Australia’s government has brought the identity matching services bill back to parliament for a second attempt to set up biometric facial recognition services for government agencies, financial institutions, and telecom companies, The Canberra Times reports.

The legislation was agreed to by the states and territories and the federal government under then-Prime Minister Malcom Turnbull late in 2017, and would see Department of Homeland Services administer a database of passport, visa, and driver’s license images, and act as a central router for external matching services. The “Identity-matching services Bill 2018” proved somewhat controversial, however, and ultimately did not receive parliamentary approval before recent elections.

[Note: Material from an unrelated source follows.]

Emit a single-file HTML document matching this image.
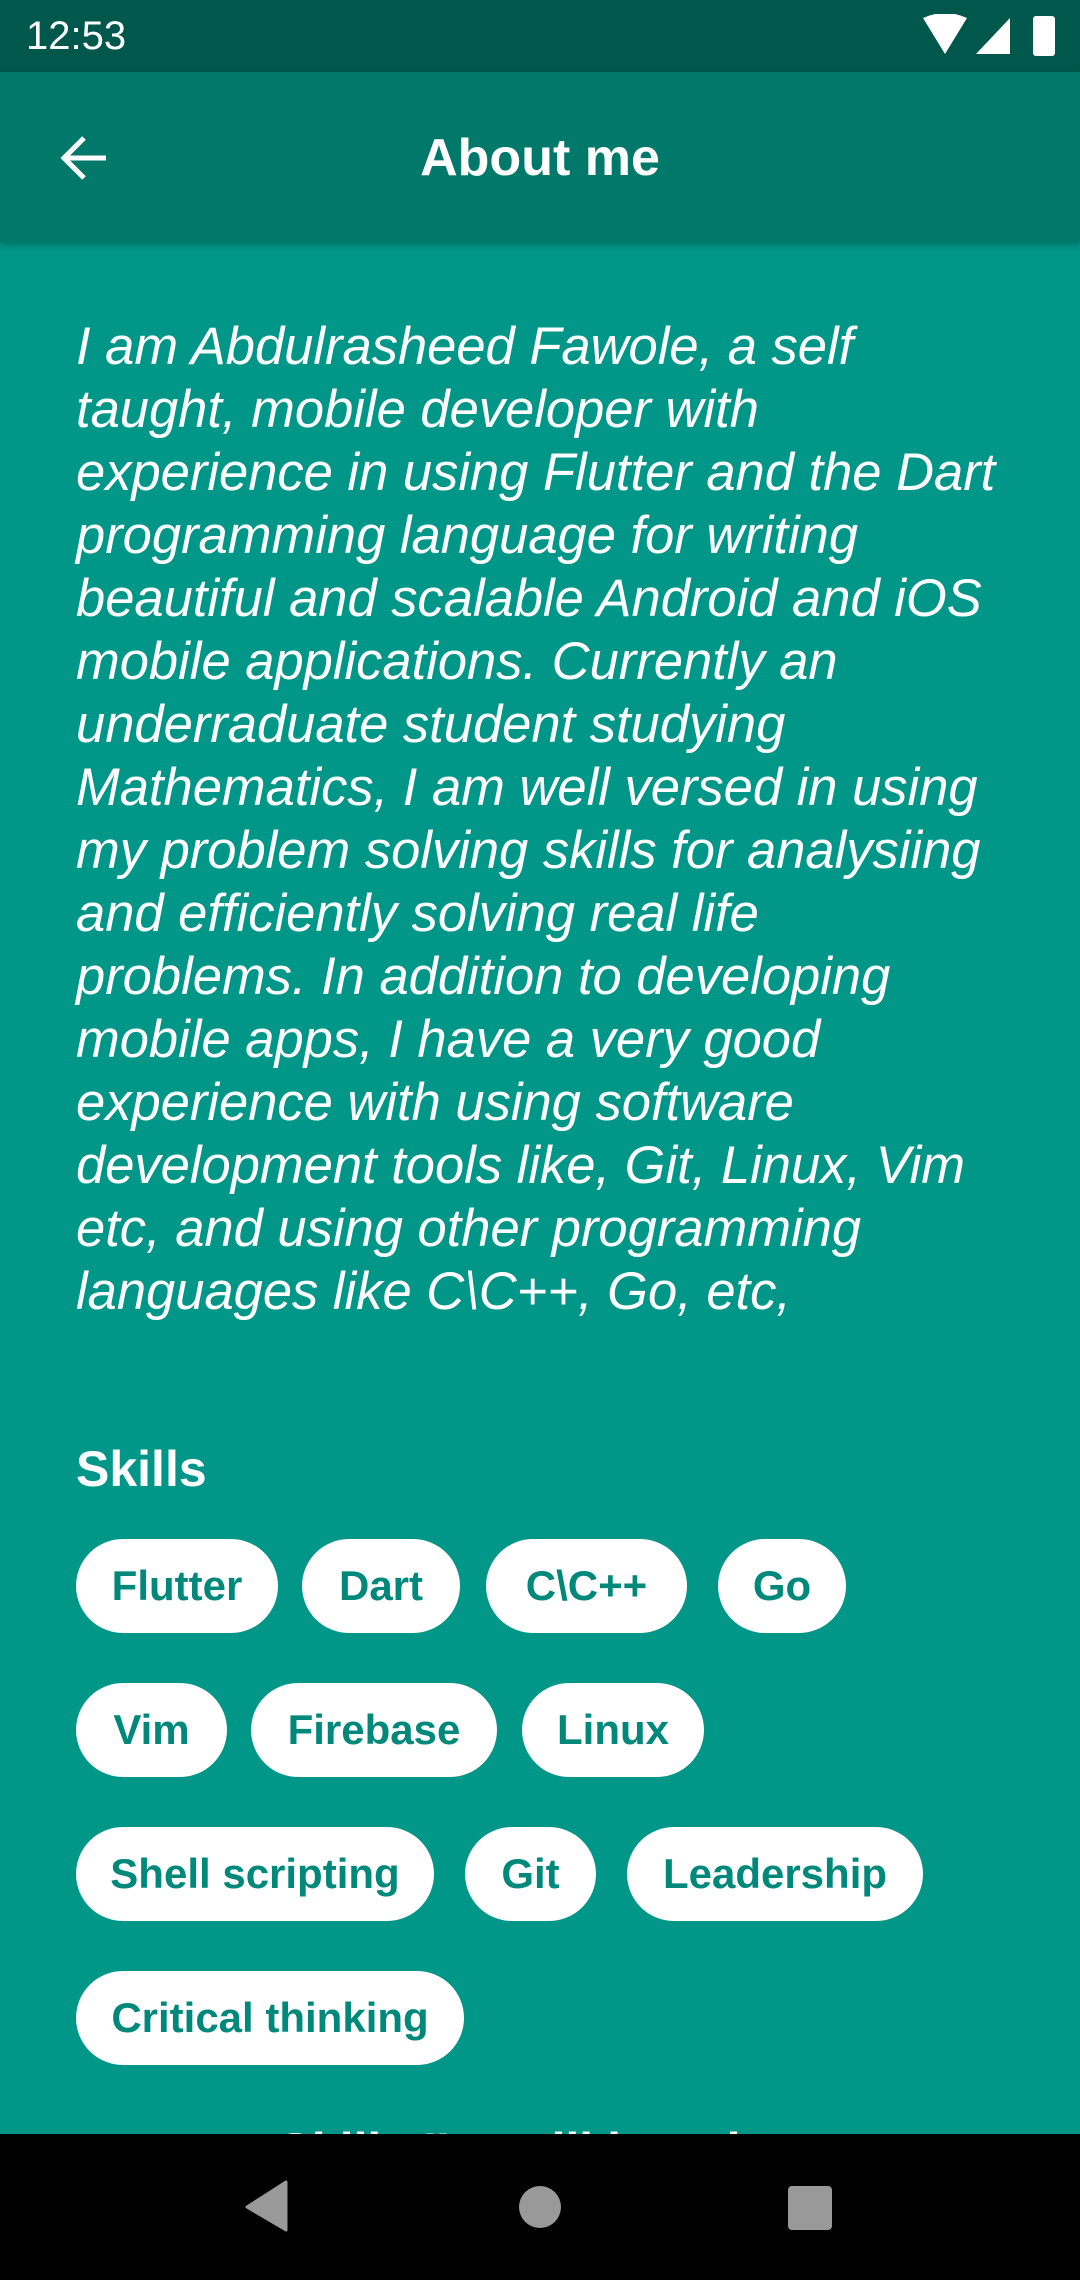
<!DOCTYPE html>
<html><head><meta charset="utf-8"><style>
*{margin:0;padding:0;box-sizing:border-box}
html,body{width:1080px;height:2280px;overflow:hidden}
body{background:#009688;font-family:"Liberation Sans",sans-serif;position:relative}
.sb{position:absolute;left:0;top:0;width:1080px;height:72px;background:#00574B;color:#fff}
.ab{position:absolute;left:0;top:72px;width:1080px;height:170px;background:#00796B;box-shadow:0 3px 6px rgba(0,0,0,.25)}
.p{position:absolute;left:76px;top:315px;color:#fff;font-style:italic;font-size:52.5px;line-height:63px;white-space:nowrap}
.h{position:absolute;left:76px;top:1440px;color:#fff;font-size:50px;font-weight:bold}
.c{position:absolute;height:94px;background:#fff;border-radius:47px;color:#00897B;font-weight:bold;font-size:42px;line-height:94px;text-align:center;white-space:nowrap}
.nav{position:absolute;left:0;bottom:0;width:1080px;height:146px;background:#000}
</style></head><body>
<div class="sb">
<div style="position:absolute;left:26px;top:14px;font-size:40px">12:53</div>
<svg style="position:absolute;left:920px;top:14px" width="150" height="44" viewBox="0 0 150 44">
<path d="M3 4 Q25 -6 47 4 L25 40 Z" fill="#fff"/>
<path d="M56 40 L90 4 L90 40 Z" fill="#fff"/>
<rect x="113" y="2" width="22" height="40" rx="3" fill="#fff"/>
</svg>
</div>
<div class="ab">
<svg style="position:absolute;left:58px;top:62px" width="52" height="48" viewBox="0 0 52 48"><path d="M48 24 H6 M26 4 L6 24 L26 44" stroke="#fff" stroke-width="5" fill="none"/></svg>
<div style="position:absolute;left:0;width:1080px;text-align:center;top:56px;color:#fff;font-size:52px;font-weight:bold">About me</div>
</div>
<div class="p">I am Abdulrasheed Fawole, a self<br>taught, mobile developer with<br>experience in using Flutter and the Dart<br>programming language for writing<br>beautiful and scalable Android and iOS<br>mobile applications. Currently an<br>underraduate student studying<br>Mathematics, I am well versed in using<br>my problem solving skills for analysiing<br>and efficiently solving real life<br>problems. In addition to developing<br>mobile apps, I have a very good<br>experience with using software<br>development tools like, Git, Linux, Vim<br>etc, and using other programming<br>languages like C\C++, Go, etc,</div>
<div class="h">Skills</div>
<div class="c" style="left:76px;top:1539px;width:202px">Flutter</div>
<div class="c" style="left:302px;top:1539px;width:158px">Dart</div>
<div class="c" style="left:486px;top:1539px;width:201px">C\C++</div>
<div class="c" style="left:718px;top:1539px;width:128px">Go</div>
<div class="c" style="left:76px;top:1683px;width:151px">Vim</div>
<div class="c" style="left:251px;top:1683px;width:246px">Firebase</div>
<div class="c" style="left:522px;top:1683px;width:182px">Linux</div>
<div class="c" style="left:76px;top:1827px;width:358px">Shell scripting</div>
<div class="c" style="left:465px;top:1827px;width:131px">Git</div>
<div class="c" style="left:627px;top:1827px;width:296px">Leadership</div>
<div class="c" style="left:76px;top:1971px;width:388px">Critical thinking</div>
<div style="position:absolute;left:0;width:1080px;top:2122px;text-align:center;color:#fff;font-size:50px;font-weight:bold">Skills I'm still learning</div>
<div class="nav">
<svg width="1080" height="146" viewBox="0 0 1080 146">
<path d="M286 48 L286 96 L247 73 Z" fill="#999" stroke="#999" stroke-width="3" stroke-linejoin="round"/>
<circle cx="540" cy="73" r="21" fill="#999"/>
<rect x="788" y="52" width="44" height="44" rx="4" fill="#999"/>
</svg>
</div>
</body></html>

“The face matching services enabled by the bill will assist Australians to access services online more easily and securely,” government minister David Coleman said, as he reintroduce the bill to the lower house.

The Bill would criminalize abuses of the system by Home Office employees, and include a statutory review in five years.

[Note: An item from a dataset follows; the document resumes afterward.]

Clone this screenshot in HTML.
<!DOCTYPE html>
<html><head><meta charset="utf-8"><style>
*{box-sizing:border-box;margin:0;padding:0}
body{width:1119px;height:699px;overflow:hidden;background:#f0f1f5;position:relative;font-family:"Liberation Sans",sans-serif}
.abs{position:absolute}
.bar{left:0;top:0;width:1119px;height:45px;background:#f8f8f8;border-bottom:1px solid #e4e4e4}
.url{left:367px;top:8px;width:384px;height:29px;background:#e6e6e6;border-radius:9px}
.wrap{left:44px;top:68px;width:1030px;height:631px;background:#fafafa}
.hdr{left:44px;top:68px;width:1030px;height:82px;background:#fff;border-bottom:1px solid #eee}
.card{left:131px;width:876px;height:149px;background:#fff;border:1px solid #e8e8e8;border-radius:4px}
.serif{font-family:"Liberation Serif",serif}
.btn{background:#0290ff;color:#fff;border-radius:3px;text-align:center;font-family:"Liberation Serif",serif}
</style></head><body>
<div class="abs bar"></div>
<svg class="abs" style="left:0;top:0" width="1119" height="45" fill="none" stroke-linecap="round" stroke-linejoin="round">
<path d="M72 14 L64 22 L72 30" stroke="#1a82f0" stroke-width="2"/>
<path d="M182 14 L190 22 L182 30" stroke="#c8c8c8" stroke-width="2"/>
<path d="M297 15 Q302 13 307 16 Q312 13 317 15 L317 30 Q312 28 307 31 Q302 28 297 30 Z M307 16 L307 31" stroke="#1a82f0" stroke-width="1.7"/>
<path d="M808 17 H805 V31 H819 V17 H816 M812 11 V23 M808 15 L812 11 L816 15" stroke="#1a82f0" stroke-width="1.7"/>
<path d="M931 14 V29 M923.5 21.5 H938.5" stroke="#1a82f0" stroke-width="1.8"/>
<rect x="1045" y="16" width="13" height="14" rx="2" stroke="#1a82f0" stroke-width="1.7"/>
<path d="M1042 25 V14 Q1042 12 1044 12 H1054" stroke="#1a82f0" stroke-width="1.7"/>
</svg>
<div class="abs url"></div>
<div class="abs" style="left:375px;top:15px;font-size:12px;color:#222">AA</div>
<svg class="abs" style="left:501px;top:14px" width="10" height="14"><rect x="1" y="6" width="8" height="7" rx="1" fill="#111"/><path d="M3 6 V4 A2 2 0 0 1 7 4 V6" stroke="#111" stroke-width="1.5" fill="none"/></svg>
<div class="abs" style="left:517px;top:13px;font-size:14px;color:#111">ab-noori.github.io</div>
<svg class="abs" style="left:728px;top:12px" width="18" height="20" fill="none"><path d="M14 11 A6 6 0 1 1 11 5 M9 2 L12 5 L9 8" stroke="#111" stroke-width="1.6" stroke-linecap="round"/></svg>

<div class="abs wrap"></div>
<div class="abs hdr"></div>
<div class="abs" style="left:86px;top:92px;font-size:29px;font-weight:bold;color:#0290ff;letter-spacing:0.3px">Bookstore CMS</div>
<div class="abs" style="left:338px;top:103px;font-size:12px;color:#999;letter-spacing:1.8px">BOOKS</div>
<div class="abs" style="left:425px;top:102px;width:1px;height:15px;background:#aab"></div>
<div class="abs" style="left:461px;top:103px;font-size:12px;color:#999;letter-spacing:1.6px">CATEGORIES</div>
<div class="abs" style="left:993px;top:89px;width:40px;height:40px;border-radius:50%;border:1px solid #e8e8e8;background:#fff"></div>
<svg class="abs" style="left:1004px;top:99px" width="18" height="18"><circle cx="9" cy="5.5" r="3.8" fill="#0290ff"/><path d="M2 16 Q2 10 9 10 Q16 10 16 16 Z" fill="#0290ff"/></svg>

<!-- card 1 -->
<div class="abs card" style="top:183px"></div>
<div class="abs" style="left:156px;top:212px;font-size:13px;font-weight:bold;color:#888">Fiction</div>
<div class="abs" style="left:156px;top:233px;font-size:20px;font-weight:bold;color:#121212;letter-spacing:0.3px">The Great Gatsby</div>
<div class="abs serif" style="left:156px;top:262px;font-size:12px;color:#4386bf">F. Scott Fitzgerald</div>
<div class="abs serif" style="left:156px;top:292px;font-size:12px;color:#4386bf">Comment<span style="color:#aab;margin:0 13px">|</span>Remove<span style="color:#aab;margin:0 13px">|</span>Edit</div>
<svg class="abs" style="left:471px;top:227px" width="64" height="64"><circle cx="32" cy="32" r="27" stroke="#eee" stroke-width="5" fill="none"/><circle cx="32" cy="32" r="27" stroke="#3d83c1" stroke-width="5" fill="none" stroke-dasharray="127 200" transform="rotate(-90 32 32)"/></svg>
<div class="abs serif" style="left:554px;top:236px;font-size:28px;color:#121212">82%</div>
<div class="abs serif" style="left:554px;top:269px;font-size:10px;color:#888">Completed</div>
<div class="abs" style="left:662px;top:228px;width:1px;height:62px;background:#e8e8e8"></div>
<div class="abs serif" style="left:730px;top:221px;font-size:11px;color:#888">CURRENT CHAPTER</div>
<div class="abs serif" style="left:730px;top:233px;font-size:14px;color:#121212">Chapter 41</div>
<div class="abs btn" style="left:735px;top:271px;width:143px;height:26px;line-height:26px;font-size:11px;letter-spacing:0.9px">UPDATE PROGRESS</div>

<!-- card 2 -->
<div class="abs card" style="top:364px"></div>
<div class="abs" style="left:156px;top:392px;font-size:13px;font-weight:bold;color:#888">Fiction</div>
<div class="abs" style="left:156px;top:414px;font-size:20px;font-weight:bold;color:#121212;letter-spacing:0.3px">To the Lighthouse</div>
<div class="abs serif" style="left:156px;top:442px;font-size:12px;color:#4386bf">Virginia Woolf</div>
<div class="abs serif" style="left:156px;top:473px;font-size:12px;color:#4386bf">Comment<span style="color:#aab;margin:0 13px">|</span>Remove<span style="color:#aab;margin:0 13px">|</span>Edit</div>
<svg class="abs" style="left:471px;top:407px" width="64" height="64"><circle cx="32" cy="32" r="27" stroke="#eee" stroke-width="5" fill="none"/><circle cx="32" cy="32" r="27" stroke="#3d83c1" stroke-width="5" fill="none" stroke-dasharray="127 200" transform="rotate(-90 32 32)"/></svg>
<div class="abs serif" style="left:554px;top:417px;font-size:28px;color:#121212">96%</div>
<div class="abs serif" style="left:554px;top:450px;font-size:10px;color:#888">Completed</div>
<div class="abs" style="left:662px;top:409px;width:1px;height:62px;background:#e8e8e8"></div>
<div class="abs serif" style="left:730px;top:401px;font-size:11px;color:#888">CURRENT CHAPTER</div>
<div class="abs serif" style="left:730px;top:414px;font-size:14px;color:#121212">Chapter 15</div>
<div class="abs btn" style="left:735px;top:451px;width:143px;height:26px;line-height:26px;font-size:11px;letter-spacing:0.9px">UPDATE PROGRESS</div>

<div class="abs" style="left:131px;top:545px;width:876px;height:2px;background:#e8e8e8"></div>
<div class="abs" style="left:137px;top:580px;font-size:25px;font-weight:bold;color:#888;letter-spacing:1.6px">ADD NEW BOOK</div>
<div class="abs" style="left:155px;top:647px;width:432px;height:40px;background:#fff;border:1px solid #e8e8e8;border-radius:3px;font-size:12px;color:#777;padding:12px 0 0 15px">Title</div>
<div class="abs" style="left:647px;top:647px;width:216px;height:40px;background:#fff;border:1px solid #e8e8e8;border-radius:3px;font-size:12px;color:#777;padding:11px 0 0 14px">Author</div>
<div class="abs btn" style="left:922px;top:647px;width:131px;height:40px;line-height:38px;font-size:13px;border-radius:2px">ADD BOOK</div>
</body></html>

Facial recognition to secure solar rebates

Solar Victoria, a website for residents of the Australian state to claim rebates for solar panels, is trialing a smartphone-based facial recognition check as part of a new process to replace a paper-based 100-point check, The Age reports.

The system is reported to have a failure rate around 40 percent through the first two weeks, however, prompting an editorial in The Age to question whether it is more or less easy and secure, and whether it is necessary in the first place. The documentation does not make explicitly clear that facial recognition will be used, or how data will be protected, and there is not consent process.

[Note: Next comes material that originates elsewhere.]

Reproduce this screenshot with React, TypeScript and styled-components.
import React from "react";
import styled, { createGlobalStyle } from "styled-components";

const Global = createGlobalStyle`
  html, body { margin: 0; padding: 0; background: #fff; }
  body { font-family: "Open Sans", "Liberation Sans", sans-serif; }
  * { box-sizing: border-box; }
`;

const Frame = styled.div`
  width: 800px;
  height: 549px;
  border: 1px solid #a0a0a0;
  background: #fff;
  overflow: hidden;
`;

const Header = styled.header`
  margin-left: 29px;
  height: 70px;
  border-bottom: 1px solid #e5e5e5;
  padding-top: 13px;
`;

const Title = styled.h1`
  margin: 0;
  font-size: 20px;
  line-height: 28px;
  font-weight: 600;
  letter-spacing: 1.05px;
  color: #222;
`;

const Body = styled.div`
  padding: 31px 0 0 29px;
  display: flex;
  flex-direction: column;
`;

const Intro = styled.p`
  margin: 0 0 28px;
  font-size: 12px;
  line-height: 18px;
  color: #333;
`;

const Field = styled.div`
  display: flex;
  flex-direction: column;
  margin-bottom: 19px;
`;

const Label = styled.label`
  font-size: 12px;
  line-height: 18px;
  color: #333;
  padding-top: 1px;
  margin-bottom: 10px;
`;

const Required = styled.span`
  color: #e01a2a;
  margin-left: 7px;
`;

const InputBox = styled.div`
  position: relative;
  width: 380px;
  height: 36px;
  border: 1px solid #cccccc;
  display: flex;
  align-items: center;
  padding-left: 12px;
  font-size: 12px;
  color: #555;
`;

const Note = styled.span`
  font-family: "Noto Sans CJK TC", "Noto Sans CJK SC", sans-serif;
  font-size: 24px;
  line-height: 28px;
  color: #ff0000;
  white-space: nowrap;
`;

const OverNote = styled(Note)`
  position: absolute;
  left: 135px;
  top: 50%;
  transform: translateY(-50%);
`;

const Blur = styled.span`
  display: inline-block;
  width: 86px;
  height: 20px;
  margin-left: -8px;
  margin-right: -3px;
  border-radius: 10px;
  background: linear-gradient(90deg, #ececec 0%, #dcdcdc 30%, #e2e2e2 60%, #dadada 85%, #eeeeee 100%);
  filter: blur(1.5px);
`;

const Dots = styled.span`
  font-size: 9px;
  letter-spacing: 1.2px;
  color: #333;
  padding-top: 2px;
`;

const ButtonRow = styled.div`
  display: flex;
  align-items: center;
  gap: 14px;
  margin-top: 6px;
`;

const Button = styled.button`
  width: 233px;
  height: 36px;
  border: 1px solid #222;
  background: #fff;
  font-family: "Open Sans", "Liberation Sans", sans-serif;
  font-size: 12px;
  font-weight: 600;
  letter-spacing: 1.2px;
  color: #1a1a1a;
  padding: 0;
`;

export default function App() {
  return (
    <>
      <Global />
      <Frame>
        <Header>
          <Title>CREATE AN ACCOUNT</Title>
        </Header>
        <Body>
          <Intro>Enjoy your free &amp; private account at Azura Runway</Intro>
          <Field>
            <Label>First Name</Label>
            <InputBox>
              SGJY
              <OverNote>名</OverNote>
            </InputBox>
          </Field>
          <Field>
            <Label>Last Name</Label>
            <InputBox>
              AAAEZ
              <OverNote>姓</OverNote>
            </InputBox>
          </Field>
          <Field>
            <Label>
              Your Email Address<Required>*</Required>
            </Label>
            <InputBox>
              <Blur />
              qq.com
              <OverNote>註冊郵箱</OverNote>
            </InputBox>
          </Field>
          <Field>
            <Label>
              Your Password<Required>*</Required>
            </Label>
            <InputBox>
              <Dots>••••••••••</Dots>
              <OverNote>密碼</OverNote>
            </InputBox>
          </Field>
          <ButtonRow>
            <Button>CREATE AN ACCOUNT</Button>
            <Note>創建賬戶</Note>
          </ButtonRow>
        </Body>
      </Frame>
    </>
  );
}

Victoria’s government is attempting to have the system accredited with the Trusted Digital Identity Framework run by the federal government, according to The Age.

“’Open government’ should mean opening up the government to the citizen by improving government transparency, not opening up the citizen to the government by increasing citizen surveillance and control,” writes Accountability Round Table member Dr. Julia Thornton. “But governments are closing our accessibility to their activities just as fast as they are opening up their access to ours.”

Banks work with government

The Commonwealth Bank of Australia is working with the federal government to set up a system for the bank to use government facial biometric systems for customer verification and KYC checks, iTnews.com.au reports.

CBA Chief Digital Officer Pete Steel suggested the bank, Australia’s largest, does not want to hold a biometric database.

“When it comes to biometrics we are extremely unlikely to store anything significant on biometrics… we’ll be having moments in time when we check biometrics but we don’t want to be in the business of storing customer fingerprints and facial recognition,” Steel says.

The bank says the system, described at the launch of the new CBA mobile banking app, will reduce friction for customers, and using government identity credentials could also help banks save on compliance and fraud costs and approve legitimate transactions more quickly, according to the report.

One system being experimented with entails users reading ePassport data with their phones, and then using facial recognition to biometrically match their passport image. The checks would be used for customer onboarding and routine customer checks.

Steel emphasized that digital identity needs to be more effectively managed, and that CBA is working with other stakeholders within and outside of the financial industry on developing a system to do so. He also said a federated model, such as the services offered by Human Service and now Australia Post, is preferable to a single solution. CBA has also recently launched opt-in location tracking to help differentiate legitimate transactions from fraudulent ones.

The new service is expected to be launched next year.